Drone program needs some clarity
Every few days we are reminded yet again that the Obama administration’s campaign of targeted killings using unmanned drones cries out for congressional oversight and accountability.
But this Democratic president continues to get a pass, largely because so many would-be critics tend to be Democrats, too. If this were a Bush-Cheney program, they’d be howling.
On Thursday in Chicago, a former Obama military adviser warned that constant drone strikes, typically in remote regions of such countries as Somalia, Yemen and Pakistan, could be doing more long-term harm than good, driving local populations to extremism.

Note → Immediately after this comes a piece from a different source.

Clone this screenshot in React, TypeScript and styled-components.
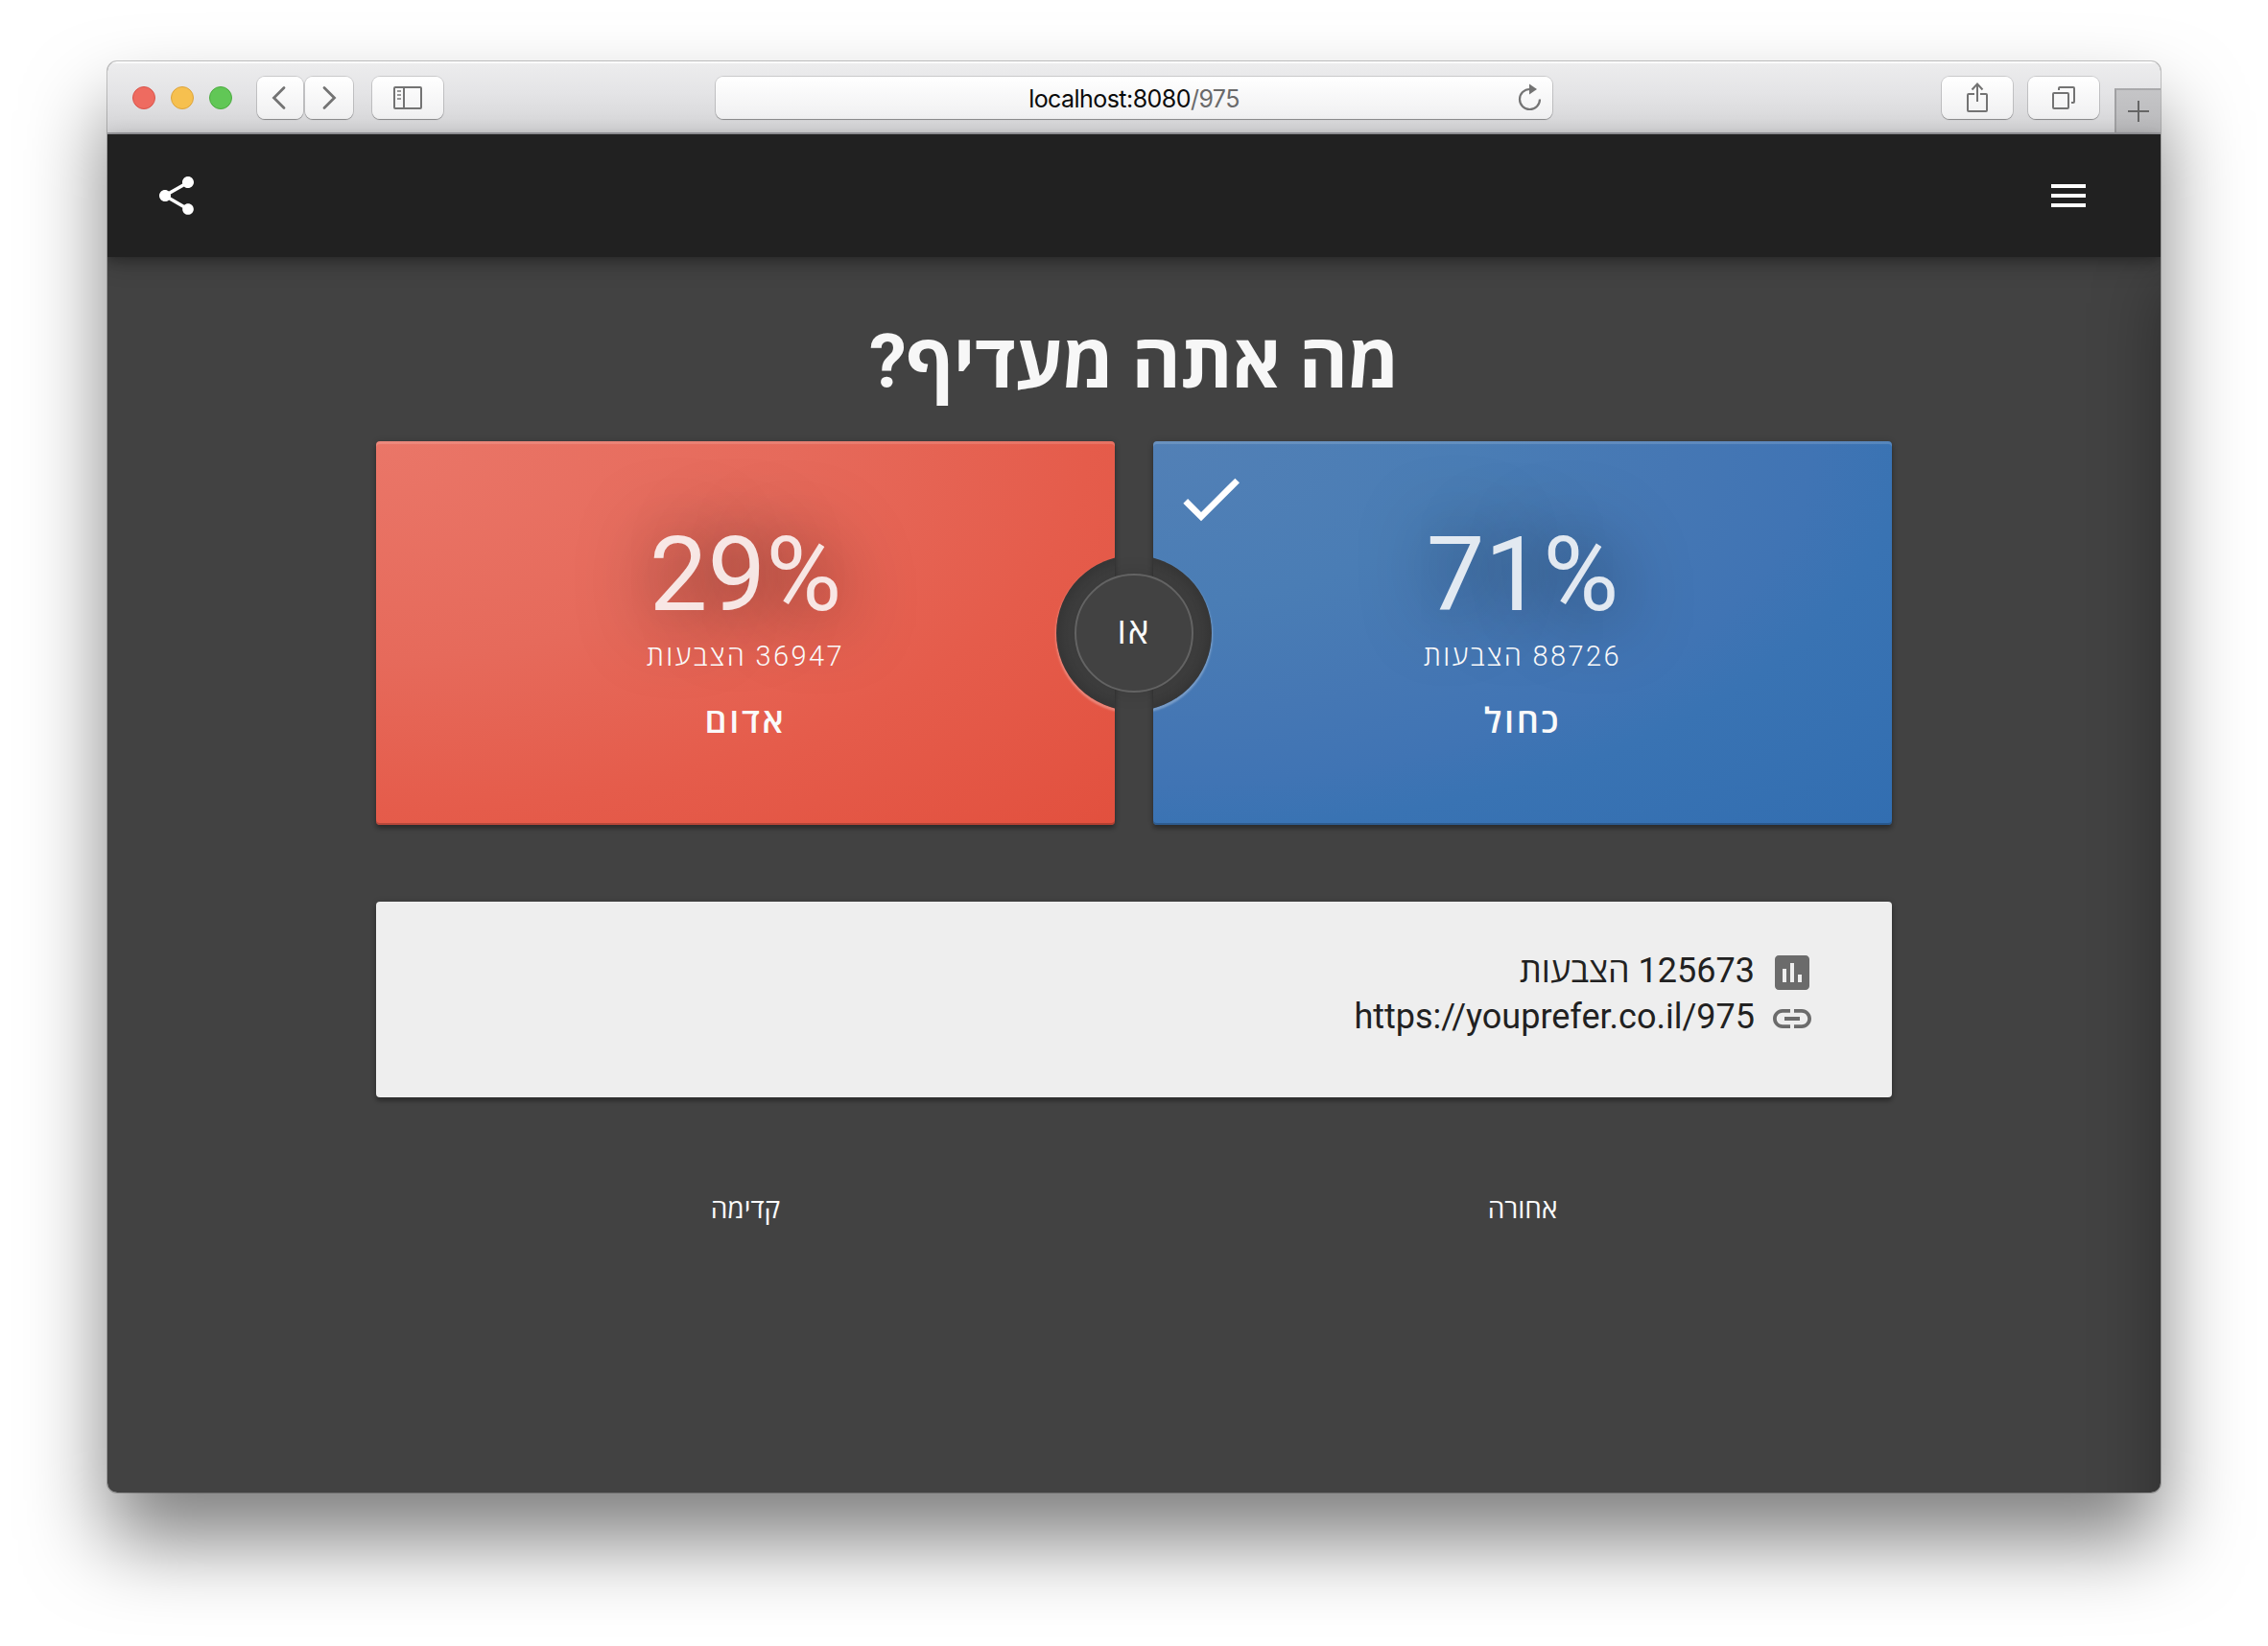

“We’re seeing that blowback,” said Gen. James E. Cartwright, the former vice chairman of the Joint Chiefs of Staff, addressing the Chicago Council on Global Affairs. “If you’re trying to kill your way to a solution, no matter how precise you are, you’re going to upset people even if they’re not targeted.”
Earlier in the week, it was reported that the Obama administration is considering shifting more drone operations from the CIA to the Department of Defense, a move that by no means assures the program would be less secretive.
Most famously, Sen. Rand Paul, a Republican from Kentucky, earlier this month railed in a 13-hour filibuster against the secretive nature of the White House’s drone policy.
Drones are not going away. They are the future of warfare. They have been effective in killing dangerous terrorists, including top leaders of al-Qaida. And they can dramatically reduce the need to put American soldiers in harm’s way.
But if killer drones are to be used in a manner that is not fundamentally anti-American — killing terror suspects far from recognized battlefields without charge or trial, simply on a president’s say-so — a defensible legal framework and congressional oversight are essential.
One possible partial solution, favored by civil libertarians, would be a “drone court” where the administration would have to prove its case for targeting an individual before carrying out a strike. It would be similar to the Foreign Intelligence Surveillance Court, which reviews spy agencies’ warrantless wiretaps.
Obama himself has called for greater transparency in the drone program, saying in his State of the Union address in January that he would “engage with Congress” toward that end. A few months earlier, on “The Daily Show” in October, he said, “One of the things we’ve got to do is put a legal architecture in place, and we need congressional help in order to do that, to make sure that not only am I reined in, but any president’s reined in terms of some of the decisions that we’re making.”
But the president has not matched words with actions. On the contrary, when Sen. Paul questioned whether Obama believed he had legal authority, as commander in chief, to order a drone strike on an American citizen on U.S. soil, the president’s attorney general, Eric Holder, essentially said, yes, but only if the target were an “enemy combatant.”
As if that disingenuous response didn’t beg the next question: Who decides who is an enemy combatant?
As a step forward, it’s way past time that the administration share with Congress the Office of Legal Counsel memos used to justify the targeted killings of Americans with drones. A handful of senators have been allowed to view just some of the memos — and only after the Senate Intelligence Committee threatened to spike the nomination of CIA Director John Brennan.
Obama likely would claim executive privilege in not releasing the memos should Congress subpoena them. But it need not come to that. The president can and should freely release them now.